Clearly when you ask it to match abcd[0] xyzg[0:4] the colon ends the \d+ pattern but doesn't satisfy the \] so it backtracks the whole group, and then happily finds the group was optional. So by not matching the last optional group, your pattern has matched successfully.
What does this following do? Can anybody explain me?
$data = "What is the STATUS of your mind right now?";
$data =~/.*/; print "$1,$2\n";
$data =~/(.*?)(u+).*/; print "$1, $2\n";
$data =~/(.?)(u+).*/; print "$1, $2\n";
$data =~/(\w+\s)+/; print "$1, $2\n";
What is $1 and $2? How does this get it's value? and what are all these regular expressions?
Thanks in advance :)
Please read perldoc perlretut, which will answer all your questions.
The general reference for Perl regular expressions is perldoc perlre, but you should read the tutorial first as it serves as a nicer introduction.
$1 and $2 are matching variables. They refer to whatever is matched in the various parentheses matching groups in the last regular expression.
$1 has the part of the string that was matched in the first parenthesis group. $2 has the part of the string that was matched in the second parenthesis group. You can guess what $3 would contain.
Lets look at your example:
$data = "What is the STATUS of your mind right now?";
$data =~/.*/; print "$1,$2\n";
There are no parentheses here, so $1 and $2 don't contain anything.
$data =~/(.*?)(u+).*/; print "$1, $2\n";
There are two parentheses groups here. The first one is (.*?), which matches nothing or anything it can (in a non-greedy manner, but that's another topic). The second one is (u+) which matches one or more *"u"*s.

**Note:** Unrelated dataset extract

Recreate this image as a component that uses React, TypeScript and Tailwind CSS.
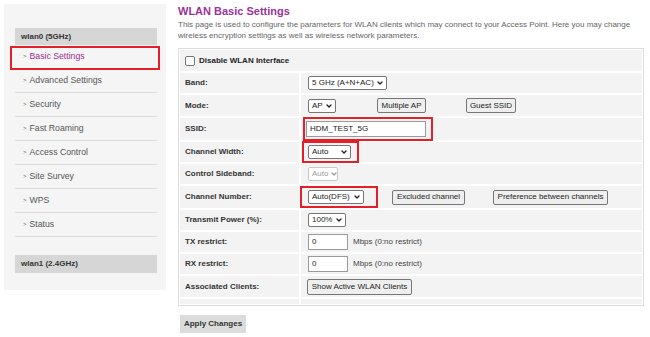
import { ChevronDown } from 'lucide-react';

const menu = [
  'Basic Settings',
  'Advanced Settings',
  'Security',
  'Fast Roaming',
  'Access Control',
  'Site Survey',
  'WPS',
  'Status',
];

const Select = ({ text, w, disabled }: { text: string; w: string; disabled?: boolean }) => (
  <div
    className={`inline-flex h-[14px] items-center justify-between gap-[2px] rounded-[2px] border bg-white pl-[3px] pr-[2px] text-[8px] ${w} ${
      disabled ? 'border-[#c8c8c8] text-[#9a9a9a]' : 'border-[#767676] text-[#222]'
    }`}
  >
    <span>{text}</span>
    <ChevronDown size={8} strokeWidth={4} className={`shrink-0 ${disabled ? 'text-[#9a9a9a]' : 'text-[#222]'}`} />
  </div>
);

const Btn = ({ children, w, h = 'h-[15px]' }: { children: string; w: string; h?: string }) => (
  <div
    className={`inline-flex ${h} ${w} items-center justify-center rounded-[2px] border border-[#767676] bg-[#efefef] text-[8px] text-[#222]`}
  >
    {children}
  </div>
);

const Input = ({ value, w }: { value: string; w: string }) => (
  <div className={`flex h-[16px] ${w} items-center border border-[#9a9a9a] bg-white pl-[3px] text-[8px] text-[#222]`}>
    {value}
  </div>
);

const Row = ({ label, h, children }: { label: string; h: string; children?: React.ReactNode }) => (
  <div className={`flex ${h} gap-[2px]`}>
    <div className="flex w-[119px] items-center bg-[#f3f3f3] pl-[5px] text-[8px] font-bold text-[#333]">{label}</div>
    <div className="flex flex-1 items-center bg-[#f3f3f3] pl-[7px] text-[8px] text-[#444]">{children}</div>
  </div>
);

export default function App() {
  return (
    <div className="flex h-[337px] w-[650px] bg-white font-['Liberation_Sans',Arial,sans-serif]">
      {/* Sidebar */}
      <div className="ml-[4px] mt-[4px] h-[286px] w-[162px] bg-[#f5f5f5] pl-[11px] pr-[9px] pt-[24px]">
        <div className="flex h-[17px] items-center bg-[#d6d6d6] pl-[6px] text-[8px] font-bold text-[#333]">wlan0 (5GHz)</div>
        {menu.map((m, i) => (
          <div key={m} className="relative flex h-[24px] items-center border-b border-[#dedede] pl-[8px] text-[8.7px] text-[#555]">
            <span className="mr-[3px] text-[6px] text-[#666]">&gt;</span>
            <span className={i === 0 ? 'text-[#9b2f94]' : ''}>{m}</span>
            {i === 0 && (
              <div className="absolute -left-[5px] -right-[3px] top-[1px] -bottom-[2px] border-2 border-[#e32028]" />
            )}
          </div>
        ))}
        <div className="mt-[18px] flex h-[18px] items-center bg-[#d6d6d6] pl-[6px] text-[8px] font-bold text-[#333]">wlan1 (2.4GHz)</div>
      </div>

      {/* Main */}
      <div className="ml-[12px] w-[466px]">
        <h1 className="mt-[5px] text-[11px] leading-[13px] font-bold text-[#993399]">WLAN Basic Settings</h1>
        <p className="mt-[2px] text-[8px] leading-[10.5px] text-[#666]">
          This page is used to configure the parameters for WLAN clients which may connect to your Access Point. Here you may change
          <br />
          wireless encryption settings as well as wireless network parameters.
        </p>

        <div className="mt-[7px] flex flex-col gap-[2px] border border-[#dddddd] bg-white p-[1px]">
          <div className="flex h-[21px] items-center gap-[4px] bg-[#f3f3f3] pl-[5px] text-[8px] font-bold text-[#222]">
            <div className="h-[10px] w-[10px] rounded-[2px] border border-[#767676] bg-white" />
            Disable WLAN Interface
          </div>
          <Row label="Band:" h="h-[20px]">
            <Select text="5 GHz (A+N+AC)" w="w-[79px]" />
          </Row>
          <Row label="Mode:" h="h-[21px]">
            <Select text="AP" w="w-[28px]" />
            <div className="ml-[41px]">
              <Btn w="w-[49px]">Multiple AP</Btn>
            </div>
            <div className="ml-[40px]">
              <Btn w="w-[50px]">Guest SSID</Btn>
            </div>
          </Row>
          <Row label="SSID:" h="h-[22px]">
            <div className="-ml-[5px] flex border-2 border-[#e32028] pl-[1px] pr-[5px] py-[2px]">
              <Input value="HDM_TEST_5G" w="w-[120px]" />
            </div>
          </Row>
          <Row label="Channel Width:" h="h-[20px]">
            <div className="-ml-[6px] flex border-2 border-[#e32028] pl-[4px] pr-[6px] py-[2px]">
              <Select text="Auto" w="w-[43px]" />
            </div>
          </Row>
          <Row label="Control Sideband:" h="h-[20px]">
            <Select text="Auto" w="w-[30px]" disabled />
          </Row>
          <Row label="Channel Number:" h="h-[22px]">
            <div className="-ml-[8px] flex border-2 border-[#e32028] pl-[6px] pr-[12px] py-[2px]">
              <Select text="Auto(DFS)" w="w-[56px]" />
            </div>
            <div className="ml-[14px]">
              <Btn w="w-[73px]">Excluded channel</Btn>
            </div>
            <div className="ml-[28px]">
              <Btn w="w-[115px]">Preference between channels</Btn>
            </div>
          </Row>
          <Row label="Transmit Power (%):" h="h-[20px]">
            <Select text="100%" w="w-[38px]" />
          </Row>
          <Row label="TX restrict:" h="h-[20px]">
            <Input value="0" w="w-[40px]" />
            <span className="ml-[5px]">Mbps (0:no restrict)</span>
          </Row>
          <Row label="RX restrict:" h="h-[20px]">
            <Input value="0" w="w-[40px]" />
            <span className="ml-[5px]">Mbps (0:no restrict)</span>
          </Row>
          <Row label="Associated Clients:" h="h-[21px]">
            <div className="-ml-[1px]">
              <Btn w="w-[105px]" h="h-[16px]">Show Active WLAN Clients</Btn>
            </div>
          </Row>
          <div className="flex h-[5px] gap-[2px]">
            <div className="w-[119px] bg-[#f3f3f3]" />
            <div className="flex-1 bg-[#f3f3f3]" />
          </div>
        </div>

        <div className="ml-[2px] mt-[9px] flex h-[18px] w-[66px] items-center justify-center bg-[#dcdcdc] text-[8px] font-bold text-[#333]">
          Apply Changes
        </div>
      </div>
    </div>
  );
}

The first (and only) "u" in $data is in the middle of "you", so $1 matches everying up until the first "u", and $2 matches that one "u".
$data =~/(.?)(u+).*/; print "$1, $2\n";
Now the first group is (.?), which matches one single character, or nothing. Then (u+) again matches one or more *"u"*s.
Since there's just one "u" in our string, the first group will be the one single character before it, which is "o", and the second group will match the actual "u"
$data =~/(\w+\s)+/; print "$1, $2\n";
Finally, the first group matches (\w+\s)+, which is one or more "word" characters followed by a whitespace character. "Word" characters are any alphanumeric character or the underscore. There is no second group, but there is that + (one or more) symbol.
So what does it match up to? This is a weird one, and I'm not sure if my understanding is 100% accurate. Since the entire matching group has the +, it will gobble up as much of the string as it can and still match the \w+\s. In this case it's able to ignore everything up until the "right ", which it then matches as $1.
Then, because it has the +, it will look for any more matches immediately afterward, but since the "right " is the rightmost string matched, it won't ever find another group match.
So $1 is "right ", and $2 is empty.
Summary:
When you see $1 and $2, you should look for the matching group parentheses in the last regular expression.